--- Start Dataset extract ---
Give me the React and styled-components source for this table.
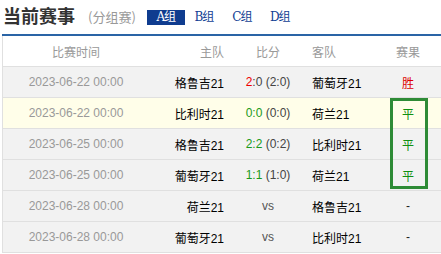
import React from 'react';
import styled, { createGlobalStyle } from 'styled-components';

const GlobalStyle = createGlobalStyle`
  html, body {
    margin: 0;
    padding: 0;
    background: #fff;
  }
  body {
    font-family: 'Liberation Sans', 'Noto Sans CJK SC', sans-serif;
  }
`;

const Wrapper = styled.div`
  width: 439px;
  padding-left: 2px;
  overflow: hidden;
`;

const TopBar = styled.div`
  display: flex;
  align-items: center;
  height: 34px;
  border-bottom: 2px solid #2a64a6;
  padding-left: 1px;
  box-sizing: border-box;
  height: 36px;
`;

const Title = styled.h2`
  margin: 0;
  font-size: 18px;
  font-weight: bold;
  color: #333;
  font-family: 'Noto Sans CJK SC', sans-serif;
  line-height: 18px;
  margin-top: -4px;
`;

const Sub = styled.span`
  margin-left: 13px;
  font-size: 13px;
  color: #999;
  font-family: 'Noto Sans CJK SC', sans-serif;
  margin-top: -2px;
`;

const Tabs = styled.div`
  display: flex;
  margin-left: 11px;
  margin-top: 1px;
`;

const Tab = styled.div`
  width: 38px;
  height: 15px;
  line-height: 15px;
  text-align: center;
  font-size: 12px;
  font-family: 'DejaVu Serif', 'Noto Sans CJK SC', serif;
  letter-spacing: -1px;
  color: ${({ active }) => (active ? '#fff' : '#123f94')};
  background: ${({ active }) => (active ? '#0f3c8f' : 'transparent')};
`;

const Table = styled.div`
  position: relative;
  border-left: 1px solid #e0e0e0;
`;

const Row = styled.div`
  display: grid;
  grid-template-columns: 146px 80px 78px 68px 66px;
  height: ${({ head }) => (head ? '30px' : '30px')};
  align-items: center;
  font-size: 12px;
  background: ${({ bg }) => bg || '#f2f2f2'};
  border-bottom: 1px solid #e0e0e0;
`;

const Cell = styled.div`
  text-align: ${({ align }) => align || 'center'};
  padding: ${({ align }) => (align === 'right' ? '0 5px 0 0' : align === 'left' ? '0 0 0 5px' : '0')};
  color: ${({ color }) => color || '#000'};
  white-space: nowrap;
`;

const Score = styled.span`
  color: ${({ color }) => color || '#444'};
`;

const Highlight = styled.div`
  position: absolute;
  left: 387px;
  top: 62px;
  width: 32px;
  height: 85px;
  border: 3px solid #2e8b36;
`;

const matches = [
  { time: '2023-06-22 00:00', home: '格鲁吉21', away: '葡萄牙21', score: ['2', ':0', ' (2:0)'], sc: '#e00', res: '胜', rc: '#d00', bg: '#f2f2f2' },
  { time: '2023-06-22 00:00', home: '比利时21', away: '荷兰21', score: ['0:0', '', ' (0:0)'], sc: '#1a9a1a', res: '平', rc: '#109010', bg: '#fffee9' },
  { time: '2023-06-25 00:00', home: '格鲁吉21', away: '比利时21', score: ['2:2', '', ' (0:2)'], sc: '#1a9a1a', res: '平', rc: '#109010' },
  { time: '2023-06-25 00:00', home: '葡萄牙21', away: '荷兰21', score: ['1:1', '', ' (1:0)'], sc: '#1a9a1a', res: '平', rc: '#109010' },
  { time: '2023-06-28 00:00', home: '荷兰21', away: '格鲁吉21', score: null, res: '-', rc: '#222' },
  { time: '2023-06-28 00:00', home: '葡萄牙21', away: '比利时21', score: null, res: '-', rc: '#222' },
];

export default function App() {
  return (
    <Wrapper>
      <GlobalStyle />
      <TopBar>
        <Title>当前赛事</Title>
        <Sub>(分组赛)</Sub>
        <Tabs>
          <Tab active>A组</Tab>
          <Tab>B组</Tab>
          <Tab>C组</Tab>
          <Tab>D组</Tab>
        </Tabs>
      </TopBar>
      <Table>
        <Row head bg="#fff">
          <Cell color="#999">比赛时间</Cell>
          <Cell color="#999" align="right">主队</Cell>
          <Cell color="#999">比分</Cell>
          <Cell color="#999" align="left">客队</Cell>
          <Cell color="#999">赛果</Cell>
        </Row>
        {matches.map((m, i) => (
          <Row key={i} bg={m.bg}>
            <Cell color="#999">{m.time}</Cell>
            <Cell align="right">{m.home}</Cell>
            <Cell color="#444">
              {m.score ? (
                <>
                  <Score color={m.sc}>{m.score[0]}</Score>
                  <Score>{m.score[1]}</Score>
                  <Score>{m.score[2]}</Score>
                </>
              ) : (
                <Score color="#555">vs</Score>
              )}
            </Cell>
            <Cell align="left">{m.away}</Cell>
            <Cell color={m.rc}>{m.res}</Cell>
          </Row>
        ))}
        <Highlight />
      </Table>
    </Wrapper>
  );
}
--- End Dataset extract ---
Pictures in the data above should not be copied; transcribe everything else exactly.

* **Task answer**
Give me the React and styled-components source for this table.
import React from 'react';
import styled, { createGlobalStyle } from 'styled-components';

const GlobalStyle = createGlobalStyle`
  html, body {
    margin: 0;
    padding: 0;
    background: #fff;
  }
  body {
    font-family: 'Liberation Sans', 'Noto Sans CJK SC', sans-serif;
  }
`;

const Wrapper = styled.div`
  width: 439px;
  padding-left: 2px;
  overflow: hidden;
`;

const TopBar = styled.div`
  display: flex;
  align-items: center;
  height: 34px;
  border-bottom: 2px solid #2a64a6;
  padding-left: 1px;
  box-sizing: border-box;
  height: 36px;
`;

const Title = styled.h2`
  margin: 0;
  font-size: 18px;
  font-weight: bold;
  color: #333;
  font-family: 'Noto Sans CJK SC', sans-serif;
  line-height: 18px;
  margin-top: -4px;
`;

const Sub = styled.span`
  margin-left: 13px;
  font-size: 13px;
  color: #999;
  font-family: 'Noto Sans CJK SC', sans-serif;
  margin-top: -2px;
`;

const Tabs = styled.div`
  display: flex;
  margin-left: 11px;
  margin-top: 1px;
`;

const Tab = styled.div`
  width: 38px;
  height: 15px;
  line-height: 15px;
  text-align: center;
  font-size: 12px;
  font-family: 'DejaVu Serif', 'Noto Sans CJK SC', serif;
  letter-spacing: -1px;
  color: ${({ active }) => (active ? '#fff' : '#123f94')};
  background: ${({ active }) => (active ? '#0f3c8f' : 'transparent')};
`;

const Table = styled.div`
  position: relative;
  border-left: 1px solid #e0e0e0;
`;

const Row = styled.div`
  display: grid;
  grid-template-columns: 146px 80px 78px 68px 66px;
  height: ${({ head }) => (head ? '30px' : '30px')};
  align-items: center;
  font-size: 12px;
  background: ${({ bg }) => bg || '#f2f2f2'};
  border-bottom: 1px solid #e0e0e0;
`;

const Cell = styled.div`
  text-align: ${({ align }) => align || 'center'};
  padding: ${({ align }) => (align === 'right' ? '0 5px 0 0' : align === 'left' ? '0 0 0 5px' : '0')};
  color: ${({ color }) => color || '#000'};
  white-space: nowrap;
`;

const Score = styled.span`
  color: ${({ color }) => color || '#444'};
`;

const Highlight = styled.div`
  position: absolute;
  left: 387px;
  top: 62px;
  width: 32px;
  height: 85px;
  border: 3px solid #2e8b36;
`;

const matches = [
  { time: '2023-06-22 00:00', home: '格鲁吉21', away: '葡萄牙21', score: ['2', ':0', ' (2:0)'], sc: '#e00', res: '胜', rc: '#d00', bg: '#f2f2f2' },
  { time: '2023-06-22 00:00', home: '比利时21', away: '荷兰21', score: ['0:0', '', ' (0:0)'], sc: '#1a9a1a', res: '平', rc: '#109010', bg: '#fffee9' },
  { time: '2023-06-25 00:00', home: '格鲁吉21', away: '比利时21', score: ['2:2', '', ' (0:2)'], sc: '#1a9a1a', res: '平', rc: '#109010' },
  { time: '2023-06-25 00:00', home: '葡萄牙21', away: '荷兰21', score: ['1:1', '', ' (1:0)'], sc: '#1a9a1a', res: '平', rc: '#109010' },
  { time: '2023-06-28 00:00', home: '荷兰21', away: '格鲁吉21', score: null, res: '-', rc: '#222' },
  { time: '2023-06-28 00:00', home: '葡萄牙21', away: '比利时21', score: null, res: '-', rc: '#222' },
];

export default function App() {
  return (
    <Wrapper>
      <GlobalStyle />
      <TopBar>
        <Title>当前赛事</Title>
        <Sub>(分组赛)</Sub>
        <Tabs>
          <Tab active>A组</Tab>
          <Tab>B组</Tab>
          <Tab>C组</Tab>
          <Tab>D组</Tab>
        </Tabs>
      </TopBar>
      <Table>
        <Row head bg="#fff">
          <Cell color="#999">比赛时间</Cell>
          <Cell color="#999" align="right">主队</Cell>
          <Cell color="#999">比分</Cell>
          <Cell color="#999" align="left">客队</Cell>
          <Cell color="#999">赛果</Cell>
        </Row>
        {matches.map((m, i) => (
          <Row key={i} bg={m.bg}>
            <Cell color="#999">{m.time}</Cell>
            <Cell align="right">{m.home}</Cell>
            <Cell color="#444">
              {m.score ? (
                <>
                  <Score color={m.sc}>{m.score[0]}</Score>
                  <Score>{m.score[1]}</Score>
                  <Score>{m.score[2]}</Score>
                </>
              ) : (
                <Score color="#555">vs</Score>
              )}
            </Cell>
            <Cell align="left">{m.away}</Cell>
            <Cell color={m.rc}>{m.res}</Cell>
          </Row>
        ))}
        <Highlight />
      </Table>
    </Wrapper>
  );
}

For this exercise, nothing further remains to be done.